Alright, now we are ready for the fun part. Open up a new R Markdown document (or R Script, if you prefer) and we’ll get started.

  1. We will need the following libraries for this tutorial: tidyverse, tidytext, devtools, and rtweet. Run the following and, if prompted, type 1 and hit Enter/Return to update all necessary packages.

    install.packages("devtools")

    And then,

    devtools::install_github('mkearney/rtweet')

    Now load the tidyverse, tidytext, reshape2, wordcloud, and rtweet libraries with the library() command. You don’t need to load devtools.
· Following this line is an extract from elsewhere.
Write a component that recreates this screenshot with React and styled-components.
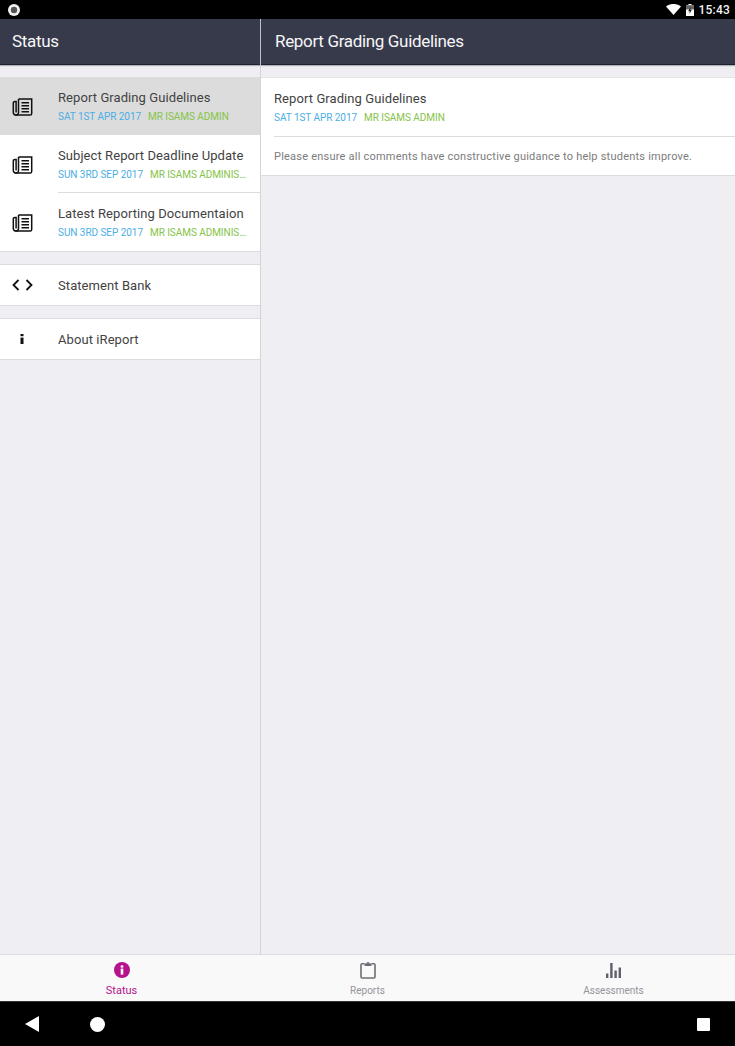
import React from "react"
import styled, { createGlobalStyle } from "styled-components"

const GlobalStyle = createGlobalStyle`
  html, body {
    margin: 0;
    padding: 0;
    background: #000;
  }
  * {
    box-sizing: border-box;
  }
`

const Screen = styled.div`
  width: 735px;
  height: 1046px;
  display: flex;
  flex-direction: column;
  overflow: hidden;
  font-family: Roboto, "Liberation Sans", sans-serif;
  background: #eeeef3;
`

const StatusBar = styled.div`
  height: 19px;
  flex: none;
  background: #000;
  display: flex;
  align-items: center;
  justify-content: space-between;
  padding: 0 5px 0 8px;
`

const StatusRight = styled.div`
  display: flex;
  align-items: center;
  gap: 5px;
`

const Clock = styled.span`
  color: #f2f2f2;
  font-size: 12px;
  font-weight: 500;
  letter-spacing: 0.2px;
`

const Panes = styled.div`
  flex: 1;
  min-height: 0;
  display: flex;
`

const LeftPane = styled.div`
  width: 261px;
  flex: none;
  border-right: 1px solid #d3d3d8;
  display: flex;
  flex-direction: column;
`

const RightPane = styled.div`
  flex: 1;
  display: flex;
  flex-direction: column;
`

const Header = styled.div`
  height: 46px;
  flex: none;
  background: #363a4a;
  border-bottom: 1px solid #1f2233;
  box-shadow: 0 1px 1px rgba(60, 60, 80, 0.35);
  display: flex;
  align-items: center;
  padding: 0 0 2px ${(p) => p.$inset}px;
  color: #f6f6f8;
  font-size: 17px;
  letter-spacing: -0.33px;
`

const Group = styled.div`
  background: #fff;
  border-bottom: ${(p) => (p.$flush ? "none" : "1px solid #dcdce0")};
  border-top: ${(p) => (p.$flush ? "none" : "1px solid #dcdce0")};
  margin-top: ${(p) => p.$top}px;
`

const Row = styled.div`
  height: ${(p) => p.$height}px;
  display: flex;
  align-items: center;
  background: ${(p) => (p.$active ? "#dcdcdc" : "transparent")};
  border-bottom: ${(p) => (p.$closing ? "1px solid #dcdce0" : "none")};
`

const IconSlot = styled.div`
  width: 44px;
  flex: none;
  display: flex;
  justify-content: center;
  padding-top: ${(p) => (p.$drop ? 2 : 0)}px;
  color: #111;
`

const RowBody = styled.div`
  flex: 1;
  min-width: 0;
  margin-left: 14px;
  align-self: stretch;
  display: flex;
  flex-direction: column;
  justify-content: center;
  padding-top: ${(p) => (p.$divider ? 2 : p.$nudge || 0)}px;
  border-bottom: ${(p) => (p.$divider ? "1px solid #dcdce0" : "none")};
`

const Title = styled.div`
  color: #424242;
  font-size: 13px;
  letter-spacing: 0.08px;
  line-height: 16px;
  white-space: nowrap;
`

const Meta = styled.div`
  display: flex;
  gap: 7px;
  margin-top: 5px;
  font-size: 10px;
  letter-spacing: -0.05px;
  line-height: 12px;
  white-space: nowrap;
  padding-right: 12px;
`

const MetaDate = styled.span`
  color: #4aaee4;
  flex: none;
`

const MetaAuthor = styled.span`
  color: #85c448;
  overflow: hidden;
  text-overflow: ellipsis;
`

const DetailCard = styled.div`
  margin-top: 12px;
  background: #fff;
  border-bottom: 1px solid #dcdce0;
  border-top: 1px solid #e4e4e8;
  padding-left: 13px;
`

const DetailHead = styled.div`
  height: 59px;
  display: flex;
  flex-direction: column;
  justify-content: center;
  border-bottom: 1px solid #dcdce0;
`

const DetailText = styled.div`
  height: 38px;
  display: flex;
  align-items: center;
  color: #7c7c7c;
  font-size: 11px;
  letter-spacing: 0.22px;
`

const TabBar = styled.div`
  height: 47px;
  flex: none;
  background: #f9f9f9;
  border-top: 1px solid #dcdce0;
  display: grid;
  grid-template-columns: 243px 249px 243px;
`

const Tab = styled.div`
  display: flex;
  flex-direction: column;
  align-items: center;
  padding-top: 5px;
  color: ${(p) => (p.$active ? "#b5128c" : "#94949b")};
  font-size: ${(p) => (p.$active ? 11 : 10)}px;
`

const TabIcon = styled.div`
  height: 20px;
  display: flex;
  align-items: center;
  justify-content: center;
  margin-bottom: ${(p) => (p.$low ? 5 : 4)}px;
`

const NavBar = styled.div`
  height: 45px;
  flex: none;
  background: #000;
  border-top: 1px solid #333;
  display: flex;
  align-items: center;
  padding: 0 25px;
`

const NavCircle = styled.div`
  width: 15px;
  height: 15px;
  border-radius: 50%;
  background: #fff;
  margin-left: 51px;
`

const NavSquare = styled.div`
  width: 13px;
  height: 13px;
  border-radius: 1px;
  background: #fff;
  margin-left: auto;
`

const NewsIcon = () => (
  <svg width="21" height="18" viewBox="0 0 21 18" fill="none" stroke="currentColor" strokeWidth="1.5">
    <path d="M6.5 1h13.2v14.4a1.6 1.6 0 0 1-1.6 1.6H3.4" />
    <path d="M6.5 1v13.6a2.3 2.3 0 0 1-2.3 2.4 2.6 2.6 0 0 1-2.9-2.6V5a1.6 1.6 0 0 1 1.6-1.6h1.2v11" />
    <path d="M9.5 4.7h7.5M9.5 7.7h7.5M9.5 10.7h7.5M9.5 13.7h7.5" strokeWidth="1.4" />
  </svg>
)

const CodeIcon = () => (
  <svg width="21" height="12" viewBox="0 0 21 12" fill="none" stroke="currentColor" strokeWidth="1.8">
    <path d="M6.5 1 1.5 6l5 5M14.5 1l5 5-5 5" />
  </svg>
)

const InfoIcon = () => (
  <svg width="4" height="10" viewBox="0 0 4 10" fill="currentColor">
    <rect x="0.5" y="0" width="3" height="2.2" />
    <rect x="0.5" y="3.6" width="3" height="6.4" />
  </svg>
)

const RecordDot = () => (
  <svg width="12" height="12" viewBox="0 0 12 12">
    <circle cx="6" cy="6" r="6" fill="#f2f2f2" />
    <circle cx="6" cy="6" r="3.2" fill="#555" />
  </svg>
)

const Wifi = () => (
  <svg width="15" height="11" viewBox="0 0 15 11">
    <path d="M0 2.6C4-.9 11-.9 15 2.6L7.5 11z" fill="#fff" />
  </svg>
)

const Battery = () => (
  <svg width="8" height="12" viewBox="0 0 8 12">
    <path d="M2.4 0h3.2v1.2H8V12H0V1.2h2.4z" fill="#fff" />
    <path d="M0 1.2h8v4.3H0z" fill="#666" />
    <path d="M4.6 3 2.2 7.2h1.6L3.3 10l2.5-4.2H4.2z" fill="#111" />
  </svg>
)

const StatusTabIcon = () => (
  <svg width="16" height="16" viewBox="0 0 16 16">
    <circle cx="8" cy="8" r="8" fill="#b5128c" />
    <rect x="6.7" y="3.4" width="2.6" height="2.2" fill="#fff" />
    <rect x="6.7" y="6.6" width="2.6" height="6" fill="#fff" />
  </svg>
)

const ClipboardIcon = () => (
  <svg width="16" height="18" viewBox="0 0 16 18" fill="none" stroke="#6d6d78" strokeWidth="1.6">
    <path d="M4.5 2.8H2.2A1.2 1.2 0 0 0 1 4v11.8A1.2 1.2 0 0 0 2.2 17h11.6a1.2 1.2 0 0 0 1.2-1.2V4a1.2 1.2 0 0 0-1.2-1.2h-2.3" />
    <path d="M4.5 5V2.4h2a1.5 1.5 0 0 1 3 0h2V5z" fill="#6d6d78" stroke="none" />
  </svg>
)

const BarsIcon = () => (
  <svg width="15" height="15" viewBox="0 0 15 15" fill="#5f5f6c">
    <rect x="0" y="10.5" width="2.4" height="4.5" />
    <rect x="4.2" y="0" width="2.4" height="15" />
    <rect x="8.4" y="7.5" width="2.4" height="7.5" />
    <rect x="12.6" y="4.5" width="2.4" height="10.5" />
  </svg>
)

const messages = [
  { title: "Report Grading Guidelines", date: "SAT 1ST APR 2017", author: "MR ISAMS ADMIN", active: true },
  { title: "Subject Report Deadline Update", date: "SUN 3RD SEP 2017", author: "MR ISAMS ADMINISTRATOR" },
  { title: "Latest Reporting Documentaion", date: "SUN 3RD SEP 2017", author: "MR ISAMS ADMINISTRATOR" },
]

const App = () => {
  return (
    <Screen>
      <GlobalStyle />
      <StatusBar>
        <RecordDot />
        <StatusRight>
          <Wifi />
          <Battery />
          <Clock>15:43</Clock>
        </StatusRight>
      </StatusBar>
      <Panes>
        <LeftPane>
          <Header $inset={12}>Status</Header>
          <Group $top={12} $flush>
            {messages.map((m, i) => (
              <Row key={m.title} $height={i === 2 ? 59 : 58} $active={m.active} $closing={i === 2}>
                <IconSlot $drop>
                  <NewsIcon />
                </IconSlot>
                <RowBody $divider={i === 1}>
                  <Title>{m.title}</Title>
                  <Meta>
                    <MetaDate>{m.date}</MetaDate>
                    <MetaAuthor>{m.author}</MetaAuthor>
                  </Meta>
                </RowBody>
              </Row>
            ))}
          </Group>
          <Group $top={12}>
            <Row $height={40}>
              <IconSlot>
                <CodeIcon />
              </IconSlot>
              <RowBody $nudge={2}>
                <Title>Statement Bank</Title>
              </RowBody>
            </Row>
          </Group>
          <Group $top={12}>
            <Row $height={40}>
              <IconSlot>
                <InfoIcon />
              </IconSlot>
              <RowBody $nudge={1}>
                <Title>About iReport</Title>
              </RowBody>
            </Row>
          </Group>
        </LeftPane>
        <RightPane>
          <Header $inset={14}>Report Grading Guidelines</Header>
          <DetailCard>
            <DetailHead>
              <Title>Report Grading Guidelines</Title>
              <Meta>
                <MetaDate>SAT 1ST APR 2017</MetaDate>
                <MetaAuthor>MR ISAMS ADMIN</MetaAuthor>
              </Meta>
            </DetailHead>
            <DetailText>Please ensure all comments have constructive guidance to help students improve.</DetailText>
          </DetailCard>
        </RightPane>
      </Panes>
      <TabBar>
        <Tab $active>
          <TabIcon>
            <StatusTabIcon />
          </TabIcon>
          Status
        </Tab>
        <Tab>
          <TabIcon $low>
            <ClipboardIcon />
          </TabIcon>
          Reports
        </Tab>
        <Tab>
          <TabIcon $low>
            <BarsIcon />
          </TabIcon>
          Assessments
        </Tab>
      </TabBar>
      <NavBar>
        <svg width="14" height="16" viewBox="0 0 14 16">
          <path d="M14 0v16L0 8z" fill="#fff" />
        </svg>
        <NavCircle />
        <NavSquare />
      </NavBar>
    </Screen>
  )
}

export default App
  2. Let’s pass the authentication credentials that R will need to access the twitter API and then create our initial connection. You might want to set the echo parameter for this code chunk to FALSE – this will prevent the code from being displayed in your markdown document. We are all pretty trustworthy people here, but its best not to put your access credentials on display.

    api_key <- "COPY_PASTE_CONSUMER_KEY"
    api_secret <- "COPY_PASTE_CONSUMER_SECRET"
    access_token <- "COPY_PASTE_AUTHORIZATION_KEY"
    access_secret <- "COPY_PASTE_AUTHORIZATION_SECRET"
    
    token <- create_token(app = "PASTE_YOUR_APP_NAME",
                          consumer_key = api_key,
                          consumer_secret = api_secret,
                          access_token = access_token,
                          access_secret = access_secret)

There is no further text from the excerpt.